Whether on appeal or during the consideration of an application by the mineral planning authority, account must be taken of the guidelines my Department issued in circular 3/84. That states that each project should be considered in terms of the market requirement for its planned output, taking into account the alternative sources of supply, including deep-mine coal, as well as the environmental, agricultural and other planning considerations. The overall level of opencast output is therefore determined by the market, subject to the acceptability of individual projects as determined by the planning system. The circular also states that when assessing the need for coal and the environmental, agricultural and other planning matters, proposals for opencasting should be examined against certain considerations. Those are, in no particular order, first, the extent to which coal would otherwise be sterilised by built development. For example, if a major road construction project is to take place, where possible it is sensible for any shallow reserves of coal to be worked first. Secondly, the extent to which a site can be environmentally improved, by clearing dereliction or stabilising a site for amenity use or allowing other forms of development to take place once the site is cleared. Thirdly, to provide for the comprehensive working of coal deposits in an area. Generally, it is better not to work coal in a piecemeal fashion which may prolong the environmental disturbance in an area. Finally, to consider whether the proposals facilitate the efficient and economic working of any other minerals which occur in the site.

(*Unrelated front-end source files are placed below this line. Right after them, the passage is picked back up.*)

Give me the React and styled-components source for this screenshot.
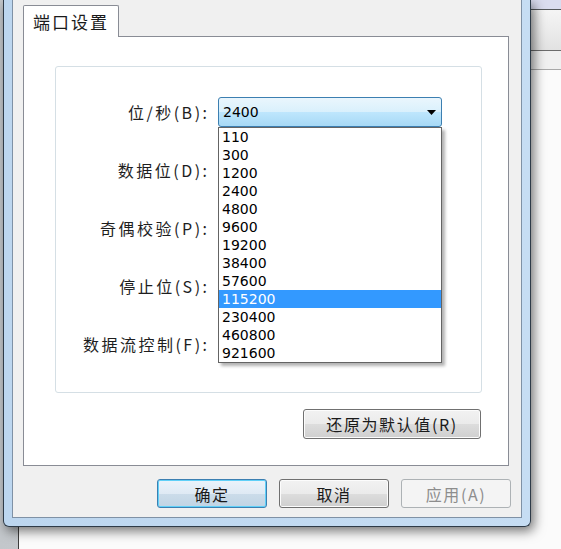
import React from 'react';
import styled, { createGlobalStyle } from 'styled-components';

const CJK = `"Noto Sans CJK SC", "Liberation Sans", sans-serif`;
const NUM = `"DejaVu Sans", "Liberation Sans", sans-serif`;

const GlobalStyle = createGlobalStyle`
  html, body { margin: 0; padding: 0; }
  body { width: 561px; height: 549px; overflow: hidden; background: #d6d8da; }
  * { box-sizing: border-box; }
`;

const Desktop = styled.div`
  position: relative;
  width: 561px;
  height: 549px;
  overflow: hidden;
  background: linear-gradient(90deg, #c3c7cb, #dadcde);
`;

const BackWindow = styled.div`
  position: absolute;
  left: 18px;
  top: 0;
  right: 0;
  bottom: 0;
  background: #fbfbfb;
  border-left: 1px solid #3d3d3d;
  display: flex;
  flex-direction: column;
`;

const BackBand = styled.div`
  height: ${(p) => p.$h}px;
  background: ${(p) => p.$bg};
  border-bottom: 1px solid ${(p) => p.$line};
`;

const Dialog = styled.div`
  position: absolute;
  left: 3px;
  top: 0;
  width: 528px;
  height: 527px;
  padding: 0 8px 8px;
  background: linear-gradient(90deg, #bcd6ef, #c6ddf3);
  border: 1px solid #2e3b48;
  border-top: none;
  border-radius: 0 0 6px 6px;
  box-shadow: 3px 4px 12px rgba(0, 0, 0, 0.55);
  display: flex;
`;

const Client = styled.div`
  flex: 1;
  height: 518px;
  background: #f0f0f0;
  border: 1px solid #7f91a5;
  border-top: none;
  padding: 5px 10px 0 10px;
  display: flex;
  flex-direction: column;
`;

const TabStrip = styled.div`
  display: flex;
  position: relative;
  z-index: 1;
`;

const Tab = styled.div`
  width: 96px;
  height: 32px;
  margin-bottom: -1px;
  background: #fff;
  border: 1px solid #898c95;
  border-bottom: none;
  border-radius: 2px 2px 0 0;
  font-family: ${CJK};
  font-size: 17px;
  letter-spacing: 2px;
  color: #1a1a1a;
  padding-left: 9px;
  line-height: 31px;
`;

const TabPanel = styled.div`
  height: 430px;
  margin-right: 2px;
  background: #fff;
  border: 1px solid #898c95;
  padding: 29px 0 0 31px;
  display: flex;
  flex-direction: column;
  align-items: flex-start;
`;

const GroupBox = styled.div`
  width: 427px;
  border: 1px solid #d5dfe5;
  border-radius: 3px;
  padding: 16px 0 19px 0;
  display: grid;
  grid-template-columns: 151px 224px;
  column-gap: 11px;
  grid-auto-rows: 58px;
  align-items: center;
`;

const Label = styled.div`
  text-align: right;
  font-family: ${CJK};
  font-size: 16px;
  letter-spacing: 2.5px;
  margin-right: -2.5px;
  color: #1e1e1e;
  white-space: nowrap;
`;

const Combo = styled.div`
  position: relative;
  z-index: ${(p) => (p.$open ? 2 : 0)};
  height: 30px;
  border: 1px solid ${(p) => (p.$open ? '#3c7fb1' : '#707070')};
  border-radius: 3px;
  background: ${(p) =>
    p.$open
      ? 'linear-gradient(#eaf6fd 0%, #d9f0fc 50%, #bee6fd 51%, #a7d9f5 100%)'
      : 'linear-gradient(#f2f2f2 0%, #ebebeb 50%, #dddddd 51%, #cfcfcf 100%)'};
  display: flex;
  align-items: center;
  justify-content: space-between;
  padding: 0 5px 0 4px;
  font-family: ${NUM};
  font-size: 14px;
  color: #000;
`;

const Arrow = styled.svg`
  width: 9px;
  height: 5px;
  display: block;
`;

const DropList = styled.ul`
  position: absolute;
  left: -1px;
  top: calc(100% + 1px);
  width: 224px;
  margin: 0;
  padding: 0;
  list-style: none;
  background: #fff;
  border: 1px solid #646464;
  box-shadow: 3px 3px 3px rgba(0, 0, 0, 0.3);
`;

const Item = styled.li`
  height: 18px;
  line-height: 18px;
  padding-left: 3px;
  font-family: ${NUM};
  font-size: 14px;
  color: ${(p) => (p.$selected ? '#fff' : '#000')};
  background: ${(p) => (p.$selected ? '#3399ff' : 'transparent')};
`;

const ResetRow = styled.div`
  width: 427px;
  display: flex;
  justify-content: flex-end;
  margin-top: 16px;
  padding-right: 1px;
`;

const Button = styled.button`
  width: ${(p) => p.$w}px;
  height: ${(p) => p.$h}px;
  padding: 0;
  border-radius: 3px;
  font-family: ${CJK};
  font-size: 16px;
  letter-spacing: 1.6px;
  line-height: 1;
  border: 1px solid ${(p) => (p.$default ? '#3c7fb1' : p.disabled ? '#adb2b5' : '#707070')};
  color: ${(p) => (p.disabled ? '#8d8d8d' : '#1a1a1a')};
  box-shadow: ${(p) =>
    p.$default ? 'inset 0 0 0 1px #5fd0f8' : p.disabled ? 'none' : 'inset 0 0 0 1px #fcfcfc'};
  background: ${(p) =>
    p.$default
      ? 'linear-gradient(#eaf3fb 0%, #dfeaf4 50%, #cbdcea 51%, #c0d4e4 100%)'
      : p.disabled
      ? '#f4f4f4'
      : 'linear-gradient(#f2f2f2 0%, #ebebeb 50%, #dddddd 51%, #cfcfcf 100%)'};
`;

const Footer = styled.div`
  display: flex;
  justify-content: flex-end;
  gap: 12px;
  margin-top: 13px;
`;

const rates = ['110', '300', '1200', '2400', '4800', '9600', '19200', '38400', '57600', '115200', '230400', '460800', '921600'];

const labels = ['位/秒(B):', '数据位(D):', '奇偶校验(P):', '停止位(S):', '数据流控制(F):'];

export default function App() {
  return (
    <>
      <GlobalStyle />
      <Desktop>
        <BackWindow>
          <BackBand $h={10} $bg="#dadcef" $line="#55585c" />
          <BackBand $h={41} $bg="linear-gradient(#f5f5f5, #e2e2e2)" $line="#6c6c6c" />
          <BackBand $h={19} $bg="#f0f0f0" $line="#a8a8a8" />
        </BackWindow>
        <Dialog>
          <Client>
            <TabStrip>
              <Tab>端口设置</Tab>
            </TabStrip>
            <TabPanel>
              <GroupBox>
                {labels.map((l, i) => (
                  <React.Fragment key={l}>
                    <Label>{l}</Label>
                    <Combo $open={i === 0}>
                      <span>{i === 0 ? '2400' : ''}</span>
                      <Arrow viewBox="0 0 9 5">
                        <polygon points="0,0 9,0 4.5,5" fill="#000" />
                      </Arrow>
                      {i === 0 && (
                        <DropList>
                          {rates.map((r) => (
                            <Item key={r} $selected={r === '115200'}>
                              {r}
                            </Item>
                          ))}
                        </DropList>
                      )}
                    </Combo>
                  </React.Fragment>
                ))}
              </GroupBox>
              <ResetRow>
                <Button $w={178} $h={30}>还原为默认值(R)</Button>
              </ResetRow>
            </TabPanel>
            <Footer>
              <Button $w={110} $h={29} $default>确定</Button>
              <Button $w={110} $h={29}>取消</Button>
              <Button $w={110} $h={29} disabled>应用(A)</Button>
            </Footer>
          </Client>
        </Dialog>
      </Desktop>
    </>
  );
}
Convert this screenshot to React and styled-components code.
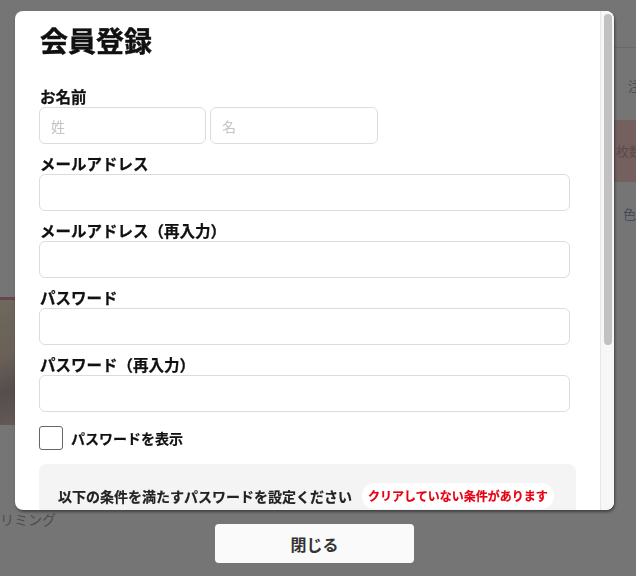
import styled, { createGlobalStyle } from 'styled-components';

const GlobalStyle = createGlobalStyle`
  * { box-sizing: border-box; }
  html, body { margin: 0; padding: 0; }
  body {
    font-family: "Noto Sans CJK JP", "Noto Sans", sans-serif;
    color: #111;
    background: #ffffff;
    overflow: hidden;
  }
`;

/* page behind the dialog */
const Page = styled.div`
  width: 636px;
  height: 576px;
  background: #ffffff;
  padding-top: 47px;
`;

const PageBody = styled.div`
  display: grid;
  grid-template-columns: 612px 1fr;
  overflow: hidden;
`;

const Gallery = styled.div`
  padding-top: 250px;
  margin-left: -14px;
`;

const Photo = styled.div`
  width: 150px;
  height: 128px;
  border-top: 3px solid #e89aa6;
  background: linear-gradient(160deg, #f1e4cf 0%, #e6d2c0 35%, #b9a9a6 55%, #d8c2bd 75%, #f0dcd0 100%);
`;

const Caption = styled.p`
  margin: 84px 0 0;
  font-size: 14px;
  color: #aaaaaa;
  white-space: nowrap;
`;

const Side = styled.div`
  display: flex;
  flex-direction: column;
  padding-top: 18px;
  border-top: 1px solid #e4e4e4;
  overflow: hidden;
`;

const SideText = styled.div`
  padding-left: ${p => p.$indent || 14}px;
  font-size: 13px;
  white-space: nowrap;
  color: ${p => p.$color || '#aaaaaa'};
  height: ${p => p.$h || 40}px;
  line-height: ${p => p.$h || 40}px;
  background: ${p => p.$bg || 'transparent'};
  margin-top: ${p => p.$mt || 0}px;
`;

/* overlay + dialog */
const Overlay = styled.div`
  position: fixed;
  inset: 0;
  background: rgba(0, 0, 0, 0.54);
  display: flex;
  flex-direction: column;
  align-items: center;
  padding: 11px 7px 0 0;
  gap: 14px;
`;

const Modal = styled.div`
  width: 599px;
  height: 499px;
  background: #ffffff;
  border-radius: 8px;
  overflow: hidden;
  box-shadow: 1px 2px 3px rgba(0, 0, 0, 0.45);
  flex-shrink: 0;
  display: flex;
`;

const Scroller = styled.div`
  flex: 1;
  min-width: 0;
  height: 100%;
  overflow: hidden;
  padding: 15px 24px 40px 24px;
`;

const Track = styled.div`
  width: 14px;
  flex-shrink: 0;
  background: #f7f7f7;
  border-left: 1px solid #e6e6e6;
  padding: 3px 2px 0 3px;
`;

const Thumb = styled.div`
  height: 331px;
  border-radius: 5px;
  background: #c1c1c1;
`;

const Title = styled.h1`
  margin: 0 0 32px;
  font-size: 28px;
  line-height: 28px;
  font-weight: 700;
  padding-left: 1px;
  -webkit-text-stroke: 0.4px #111;
`;

const Field = styled.div`
  display: flex;
  flex-direction: column;
  margin-bottom: 9px;
`;

const Label = styled.label`
  font-size: 15.5px;
  font-weight: 700;
  line-height: 20px;
  margin-bottom: 1px;
  padding-left: 1px;
  -webkit-text-stroke: 0.25px #111;
`;

const NameRow = styled.div`
  display: flex;
  gap: 4px;
`;

const Input = styled.input`
  width: ${p => p.$w || '531px'};
  height: 37px;
  border: 1px solid #dcdcdc;
  border-radius: 6px;
  padding: 0 11px;
  font-family: inherit;
  font-size: 14px;
  color: #333;
  background: #ffffff;
  outline: none;

  &::placeholder {
    color: #c4c4c4;
  }
`;

const CheckRow = styled.label`
  display: flex;
  align-items: center;
  gap: 8px;
  margin-top: 14px;
  font-size: 14px;
  font-weight: 700;
  -webkit-text-stroke: 0.2px #111;
`;

const Box = styled.span`
  width: 24px;
  height: 24px;
  border: 1px solid #666;
  border-radius: 3px;
  background: #fff;
`;

const Rules = styled.div`
  margin-top: 14px;
  background: #f4f4f4;
  border-radius: 8px;
  padding: 19px 19px 20px;
`;

const RulesHead = styled.div`
  display: flex;
  align-items: center;
  gap: 10px;
  font-size: 14px;
  font-weight: 700;
  color: #222;
  -webkit-text-stroke: 0.2px #222;
`;

const Pill = styled.span`
  background: #ffffff;
  color: #e60012;
  font-size: 12px;
  font-weight: 700;
  line-height: 26px;
  padding: 0 6px;
  border-radius: 13px;
  -webkit-text-stroke: 0.2px #e60012;
`;

const RuleList = styled.ul`
  list-style: none;
  margin: 16px 0 0;
  padding: 0;
  display: flex;
  flex-direction: column;
  gap: 10px;
  font-size: 13px;
  color: #444;
`;

const Submit = styled.button`
  display: block;
  margin: 24px auto 0;
  width: 260px;
  height: 44px;
  border: none;
  border-radius: 22px;
  background: #cccccc;
  color: #fff;
  font-family: inherit;
  font-size: 15px;
  font-weight: 700;
`;

const CloseButton = styled.button`
  width: 199px;
  height: 39px;
  border: none;
  border-radius: 4px;
  background: #fafafa;
  font-family: "Noto Sans CJK JP", sans-serif;
  font-size: 16px;
  font-weight: 700;
  color: #333;
  flex-shrink: 0;
`;

const fields = [
  'メールアドレス',
  'メールアドレス（再入力）',
  'パスワード',
  'パスワード（再入力）',
];

const rules = [
  '・8文字以上',
  '・半角英字を含む',
  '・半角数字を含む',
  '・記号は使用できません',
];

export default function App() {
  return (
    <>
      <GlobalStyle />
      <Page>
        <PageBody>
          <Gallery>
            <Photo />
            <Caption>トリミング</Caption>
          </Gallery>
          <Side>
            <SideText $indent={16}>注文内容</SideText>
            <SideText $bg="#ffd2d2" $color="#caa0a0" $h={62} $mt={14} $indent={4}>枚数</SideText>
            <SideText $color="#9aa6c8" $mt={12} $indent={11}>色選択</SideText>
          </Side>
        </PageBody>
      </Page>

      <Overlay>
        <Modal>
          <Scroller>
            <Title>会員登録</Title>
            <Field>
              <Label>お名前</Label>
              <NameRow>
                <Input $w="167px" placeholder="姓" />
                <Input $w="168px" placeholder="名" />
              </NameRow>
            </Field>
            {fields.map(f => (
              <Field key={f}>
                <Label>{f}</Label>
                <Input type={f.startsWith('パス') ? 'password' : 'email'} />
              </Field>
            ))}
            <CheckRow>
              <Box />
              パスワードを表示
            </CheckRow>
            <Rules>
              <RulesHead>
                以下の条件を満たすパスワードを設定ください
                <Pill>クリアしていない条件があります</Pill>
              </RulesHead>
              <RuleList>
                {rules.map(r => <li key={r}>{r}</li>)}
              </RuleList>
            </Rules>
            <Submit>登録する</Submit>
          </Scroller>
          <Track>
            <Thumb />
          </Track>
        </Modal>
        <CloseButton>閉じる</CloseButton>
      </Overlay>
    </>
  );
}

Opencast coal sites also raise issues such as the effects of dust, noise, visual intrusion, increased heavy traffic movements and vibration from blasting. If an opencast coal proposal is to be considered favourably, all those matters will have had to have been satisfactorily resolved. Another important factor will be the satisfactory arrangements for the proper restoration of the site. In all those matters it is sensible for the applicant to have sought the views of those affected such as local people, or those able to offer expert advice, such as the Nature Conservancy Council. In that way a consensus is more likely to be achieved.

Although under that system British Coal now applied for planning permission, the Opencast Coal Act 1958 still required it to seek authorisation from the Secretary of State. That separate tier of approval is redundant and its repeal was provided for in the Housing and Planning Act 1986. However, before the opencast coal provisions in that Act could be implemented, two sets of regulations had to be made to amend the forms used by British Coal for footpath and compulsory rights orders and ensure that the corporation's entitlement to compensation for planning decisions is confined to the same circumstances as other mineral operators.

I listened with great care to what the hon. Gentleman said. I understand his concern and I know that he is a very honourable Member of this House in every conceivable way. However, I must make it clear once again that I am not allowed to comment on the details of the case, but a way is open to an appeal to the High Court.

The Government recognise that opencast coal is an important source of low cost energy. They are firmly committed to the protection of the environment and they wish to ensure in individual cases that the right balance is struck between the national interest in developing those resources and in protecting the environment.

Question put and agreed to.

Adjourned accordingly at nineteen minutes past Eleven o'clock.